XVI INQUA Congress

Paper No. 9
Presentation Time: 1:30 PM-4:30 PM

ARIDITY ON THE CANADIAN PLAINS: PAST RECORDS AND FUTURE FORECASTS


SAUCHYN, David J., Prairie Adaptation Research Collaborative, Univ of Regina, 301 - 6 Research Drive, Regina, SK S4S 7J7, Canada, BARROW, Elaine M., Canadian Climate Impacts Scenarios (CCIS) Project, Environ Canada, 2365 Albert Street, Room 300, Regina, SK S4P 4K1, Canada, HOPKINSON, Ron F., Meteorological Service of Canada, Environ Canada, 2365 Albert Street, Room 300, Regina, SK S4P 4K1, Canada and LEAVITT, Peter R., Biology, Univ of Regina, Regina, SK S4S 0A2, Canada, sauchyn@uregina.ca

The Prairie Ecozone is the only major region of Canada where drought is a landscape hazard; aridity is closely linked to soil erosion and degradation.
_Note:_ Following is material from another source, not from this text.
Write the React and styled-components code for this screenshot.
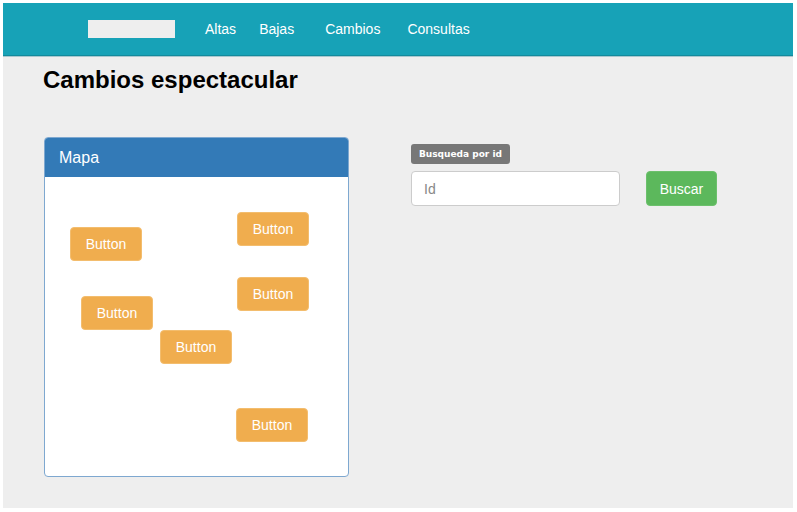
import React from "react";
import styled, { createGlobalStyle } from "styled-components";

const Global = createGlobalStyle`
  html, body { margin: 0; padding: 0; background: #fff; }
  body { padding: 3px 0 0 3px; font-family: "Liberation Sans", Arial, sans-serif; }
  * { box-sizing: border-box; }
`;

const Frame = styled.div`
  width: 790px;
  height: 505px;
  background: #eeeeee;
  display: flex;
  flex-direction: column;
`;

const NavBar = styled.nav`
  height: 53px;
  background: #17a2b7;
  border-bottom: 1px solid #138a9c;
  box-shadow: 0 1px 0 #a9c8cf;
  display: flex;
  align-items: center;
  padding-left: 85px;
`;

const Logo = styled.div`
  width: 87px;
  height: 18px;
  background: #eeeeee;
  margin-right: 30px;
`;

const NavLink = styled.a`
  color: #fff;
  font-size: 14px;
  text-decoration: none;
  margin-right: ${(p) => p.$gap}px;
`;

const Main = styled.main`
  padding: 11px 0 0 40px;
  display: flex;
  flex-direction: column;
`;

const Title = styled.h1`
  margin: 0;
  font-size: 24px;
  font-weight: bold;
  color: #000;
  line-height: 26px;
`;

const Row = styled.div`
  display: flex;
  margin-top: 44px;
`;

const Panel = styled.section`
  width: 305px;
  height: 340px;
  margin-left: 1px;
  border: 1px solid #7ea8d0;
  border-radius: 4px;
  background: #fff;
  display: flex;
  flex-direction: column;
  overflow: hidden;
`;

const PanelHeading = styled.div`
  height: 39px;
  background: #337ab7;
  color: #fff;
  font-size: 16px;
  display: flex;
  align-items: center;
  padding-left: 14px;
`;

const MapCanvas = styled.div`
  position: relative;
  flex: 1;
`;

const MapButton = styled.button`
  position: absolute;
  width: 72px;
  height: 34px;
  background: #f0ad4e;
  border: 1px solid #f3bd6e;
  border-radius: 4px;
  color: #fff;
  font-family: "Liberation Sans", Arial, sans-serif;
  font-size: 14px;
  padding: 0;
`;

const Search = styled.div`
  margin-left: 62px;
  margin-top: 7px;
  display: flex;
  flex-direction: column;
  align-items: flex-start;
`;

const Badge = styled.span`
  background: #777;
  color: #fff;
  font-family: "DejaVu Sans", Verdana, sans-serif;
  font-size: 9px;
  font-weight: bold;
  border-radius: 3px;
  padding: 0 8px;
  height: 20px;
  line-height: 20px;
`;

const SearchRow = styled.div`
  display: flex;
  align-items: center;
  margin-top: 7px;
`;

const Input = styled.input`
  width: 209px;
  height: 35px;
  border: 1px solid #ccc;
  border-radius: 4px;
  padding: 0 12px;
  font-family: "Liberation Sans", Arial, sans-serif;
  font-size: 14px;
  color: #555;
  background: #fff;
  &::placeholder { color: #888; }
`;

const GreenButton = styled.button`
  margin-left: 26px;
  width: 71px;
  height: 35px;
  background: #5cb85c;
  border: 1px solid #6cc06c;
  border-radius: 4px;
  color: #fff;
  font-family: "Liberation Sans", Arial, sans-serif;
  font-size: 14px;
`;

const buttons = [
  { x: 25, y: 50 },
  { x: 192, y: 35 },
  { x: 192, y: 100 },
  { x: 36, y: 119 },
  { x: 115, y: 153 },
  { x: 191, y: 231 },
];

export default function App() {
  return (
    <>
      <Global />
      <Frame>
        <NavBar>
          <Logo />
          <NavLink href="#" $gap={23}>Altas</NavLink>
          <NavLink href="#" $gap={31}>Bajas</NavLink>
          <NavLink href="#" $gap={27}>Cambios</NavLink>
          <NavLink href="#" $gap={0}>Consultas</NavLink>
        </NavBar>
        <Main>
          <Title>Cambios espectacular</Title>
          <Row>
            <Panel>
              <PanelHeading>Mapa</PanelHeading>
              <MapCanvas>
                {buttons.map((b, i) => (
                  <MapButton key={i} style={{ left: b.x, top: b.y }}>
                    Button
                  </MapButton>
                ))}
              </MapCanvas>
            </Panel>
            <Search>
              <Badge>Busqueda por id</Badge>
              <SearchRow>
                <Input placeholder="Id" />
                <GreenButton>Buscar</GreenButton>
              </SearchRow>
            </Search>
          </Row>
        </Main>
      </Frame>
    </>
  );
}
Future management of prairie ecosystems and soil landscapes will therefore require an improved understanding of past and future trends and variability in regional aridity. We used instrumental and paleoclimatic records to define a regional baseline for prairie aridity, to evaluate the utility of modern climate normals (i.e. 1961-1990) as a benchmark for future climatic change, and to provide a historical and paleoclimatic context for a range of GCM forecasts of regional aridity spanning the next 80 years. The Canadian GCM forecasts the least increase in precipitation and the largest increase in temperature and therefore an approximately 50% increase in the area of subhumid climate and a significant area of semiarid climate by the 2050s. Tree rings and diatom-inferred lake salinity record prolonged arid events and show that modern climate normals are not representative of the full range of potential climatic conditions, even in the absence of global warming. The climate of the 20th century was anomalous in terms of the absence of sustained drought and the climate normal period of 1961-1990 may have been among the most benign of the past 750 years. Because both lake and tree-ring analyses recorded an abrupt amelioration of climatic conditions near the start of the instrumental record, we suggest that the immediate impacts of future global warming may be to return the prairie environment to past conditions in which persistent aridity was recorded for intervals of decades or longer.